Whilst in Philadelphia in June I took a day’s holiday at the end of my trip and used it as an opportunity to visit the Amish in Lancaster County, Pennsylvania. There was only one way to do this from Philadelphia without a car, and I was worried it would be a zoo-like experience. I don’t think it was the most authentic of days, but I did get to meet and talk to some local Amish people and it was a fascinating experience.
There are clearly things about the lifestyle that strike you as appealing, the centrality of family and home, an existence governed by the seasons, and, most of all, its simplicity.

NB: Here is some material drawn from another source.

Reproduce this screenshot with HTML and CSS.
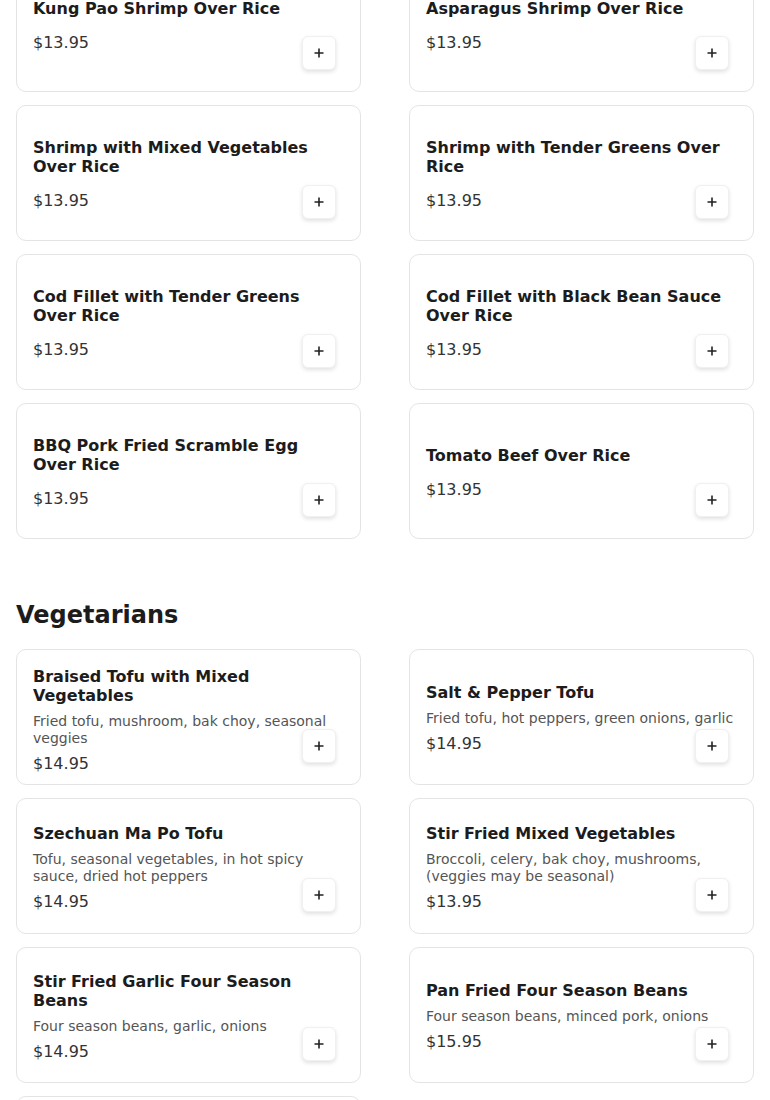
FILE: index.html
```html
<!DOCTYPE html>
<html lang="en">
<head>
<meta charset="UTF-8">
<meta name="viewport" content="width=device-width, initial-scale=1.0">
<title>Menu</title>
<link rel="stylesheet" href="styles.css">
</head>
<body>
  <main class="menu">
    <!-- Over Rice -->
    <section class="section section-rice">
      <div class="grid">
        <div class="card">
          <div class="info">
            <h3 class="name">Kung Pao Shrimp Over Rice</h3>
            <div class="price">$13.95</div>
          </div>
          <button class="add" aria-label="Add"><svg viewBox="0 0 10 10"><path d="M5 0.5v9M0.5 5h9"/></svg></button>
        </div>
        <div class="card">
          <div class="info">
            <h3 class="name">Asparagus Shrimp Over Rice</h3>
            <div class="price">$13.95</div>
          </div>
          <button class="add" aria-label="Add"><svg viewBox="0 0 10 10"><path d="M5 0.5v9M0.5 5h9"/></svg></button>
        </div>
        <div class="card">
          <div class="info">
            <h3 class="name">Shrimp with Mixed Vegetables Over Rice</h3>
            <div class="price">$13.95</div>
          </div>
          <button class="add" aria-label="Add"><svg viewBox="0 0 10 10"><path d="M5 0.5v9M0.5 5h9"/></svg></button>
        </div>
        <div class="card">
          <div class="info">
            <h3 class="name">Shrimp with Tender Greens Over Rice</h3>
            <div class="price">$13.95</div>
          </div>
          <button class="add" aria-label="Add"><svg viewBox="0 0 10 10"><path d="M5 0.5v9M0.5 5h9"/></svg></button>
        </div>
        <div class="card">
          <div class="info">
            <h3 class="name">Cod Fillet with Tender Greens Over Rice</h3>
            <div class="price">$13.95</div>
          </div>
          <button class="add" aria-label="Add"><svg viewBox="0 0 10 10"><path d="M5 0.5v9M0.5 5h9"/></svg></button>
        </div>
        <div class="card">
          <div class="info">
            <h3 class="name">Cod Fillet with Black Bean Sauce Over Rice</h3>
            <div class="price">$13.95</div>
          </div>
          <button class="add" aria-label="Add"><svg viewBox="0 0 10 10"><path d="M5 0.5v9M0.5 5h9"/></svg></button>
        </div>
        <div class="card">
          <div class="info">
            <h3 class="name">BBQ Pork Fried Scramble Egg Over Rice</h3>
            <div class="price">$13.95</div>
          </div>
          <button class="add" aria-label="Add"><svg viewBox="0 0 10 10"><path d="M5 0.5v9M0.5 5h9"/></svg></button>
        </div>
        <div class="card">
          <div class="info">
            <h3 class="name">Tomato Beef Over Rice</h3>
            <div class="price">$13.95</div>
          </div>
          <button class="add" aria-label="Add"><svg viewBox="0 0 10 10"><path d="M5 0.5v9M0.5 5h9"/></svg></button>
        </div>
      </div>
    </section>

    <!-- Vegetarians -->
    <section class="section">
      <h2 class="section-title">Vegetarians</h2>
      <div class="grid">
        <div class="card">
          <div class="info">
            <h3 class="name">Braised Tofu with Mixed Vegetables</h3>
            <p class="desc">Fried tofu, mushroom, bak choy, seasonal veggies</p>
            <div class="price">$14.95</div>
          </div>
          <button class="add" aria-label="Add"><svg viewBox="0 0 10 10"><path d="M5 0.5v9M0.5 5h9"/></svg></button>
        </div>
        <div class="card">
          <div class="info">
            <h3 class="name">Salt &amp; Pepper Tofu</h3>
            <p class="desc">Fried tofu, hot peppers, green onions, garlic</p>
            <div class="price">$14.95</div>
          </div>
          <button class="add" aria-label="Add"><svg viewBox="0 0 10 10"><path d="M5 0.5v9M0.5 5h9"/></svg></button>
        </div>
        <div class="card">
          <div class="info">
            <h3 class="name">Szechuan Ma Po Tofu</h3>
            <p class="desc">Tofu, seasonal vegetables, in hot spicy sauce, dried hot peppers</p>
            <div class="price">$14.95</div>
          </div>
          <button class="add" aria-label="Add"><svg viewBox="0 0 10 10"><path d="M5 0.5v9M0.5 5h9"/></svg></button>
        </div>
        <div class="card">
          <div class="info">
            <h3 class="name">Stir Fried Mixed Vegetables</h3>
            <p class="desc">Broccoli, celery, bak choy, mushrooms, (veggies may be seasonal)</p>
            <div class="price">$13.95</div>
          </div>
          <button class="add" aria-label="Add"><svg viewBox="0 0 10 10"><path d="M5 0.5v9M0.5 5h9"/></svg></button>
        </div>
        <div class="card">
          <div class="info">
            <h3 class="name">Stir Fried Garlic Four Season Beans</h3>
            <p class="desc">Four season beans, garlic, onions</p>
            <div class="price">$14.95</div>
          </div>
          <button class="add" aria-label="Add"><svg viewBox="0 0 10 10"><path d="M5 0.5v9M0.5 5h9"/></svg></button>
        </div>
        <div class="card">
          <div class="info">
            <h3 class="name">Pan Fried Four Season Beans</h3>
            <p class="desc">Four season beans, minced pork, onions</p>
            <div class="price">$15.95</div>
          </div>
          <button class="add" aria-label="Add"><svg viewBox="0 0 10 10"><path d="M5 0.5v9M0.5 5h9"/></svg></button>
        </div>
        <div class="card">
          <div class="info">
            <h3 class="name">Eggplant with Garlic Sauce</h3>
            <p class="desc">Chinese eggplant, garlic, green onions</p>
            <div class="price">$14.95</div>
          </div>
          <button class="add" aria-label="Add"><svg viewBox="0 0 10 10"><path d="M5 0.5v9M0.5 5h9"/></svg></button>
        </div>
      </div>
    </section>
  </main>
</body>
</html>
```

FILE: styles.css
```css
body {
  font-family: "DejaVu Sans", Verdana, sans-serif;
  margin: 0;
  padding: 0 16px;
  background: #fff;
  color: #1c1c1c;
}

/* ページはスクロール途中の状態 */
.menu {
  margin-top: -44px;
}

.section + .section {
  margin-top: 62px;
}
.section-title {
  font-size: 24px;
  line-height: 28px;
  font-weight: bold;
  margin: 0 0 20px;
  color: #1c1c1c;
}

.grid {
  display: grid;
  grid-template-columns: 1fr 1fr;
  column-gap: 48px;
  row-gap: 13px;
}

.card {
  display: grid;
  grid-template-rows: minmax(0, 1fr);
  height: 136px;
  box-sizing: border-box;
  padding: 17px 16px 15px;
  border: 1px solid #e4e4e4;
  border-radius: 10px;
  background: #fff;
}
.info {
  grid-area: 1 / 1;
  align-self: safe center;
}
.name {
  font-size: 16px;
  line-height: 19px;
  font-weight: bold;
  margin: 0 0 8px;
  color: #1c1c1c;
}
.desc {
  font-size: 14px;
  line-height: 17px;
  margin: 0;
  color: #555;
}
.price {
  font-size: 16px;
  line-height: 19px;
  margin-top: 7px;
  color: #333;
}
.name + .price {
  margin-top: 15px;
}

/* 追加ボタン */
.add {
  grid-area: 1 / 1;
  justify-self: end;
  align-self: end;
  display: flex;
  align-items: center;
  justify-content: center;
  width: 34px;
  height: 34px;
  margin: 0 8px 6px 0;
  padding: 0;
  border: 1px solid #f0f0f0;
  border-radius: 6px;
  background: #fff;
  box-shadow: 0 2px 4px rgba(0, 0, 0, 0.12);
  cursor: pointer;
}
.add svg {
  width: 10px;
  height: 10px;
  fill: none;
  stroke: #222;
  stroke-width: 1.6;
}
```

But there are just as many things that are anathema to all my most firmly held beliefs – for a start the importance of equality for women and education, which are non-negotiables as far as I’m concerned.
The juxtaposition between the banning of electricity, the pony traps and the traditional dress on the one side, and the electronic card reader in the quilt shop, the children’s inflatable swimming pool in the back yard and a house with water-powered kitchen appliances on the other, took me right back to studying cultural geography at University. It made me realise that the reality of the Amish way of life is far more complicated than our image of it.
I therefore got straight onto my kindle to find the best books that sensitively examined these issues and I found the fantastic The Riddle of Amish Culture by Donald Kraybill. It’s such an engaging, well researched and written book. It tackles head on all the questions that you have as an outsider looking in, showing how culture has evolved and how its integrity has been preserved precisely by adopting modernity, as long as it is not in direct threat to core Amish beliefs.
My confession is that I then fancied a bit of Amish fiction, and discovered by searching around a whole new (and very weird looking) sub-genre of Christian fiction. Clearly I wasn’t going there, so I tried instead Plain Truth by Judi Picoult. I’ve never read this kind of beach holiday romantic fiction as it’s also really not my thing, but I have to say I enjoyed this fictionalised version of the life I’d just been learning about.
All I can say is that if you’re ever in Pennsylvania, take a visit to the town of Bird-in-Hand and spend some tourist dollars on a beautiful quilt – you won’t regret the experience.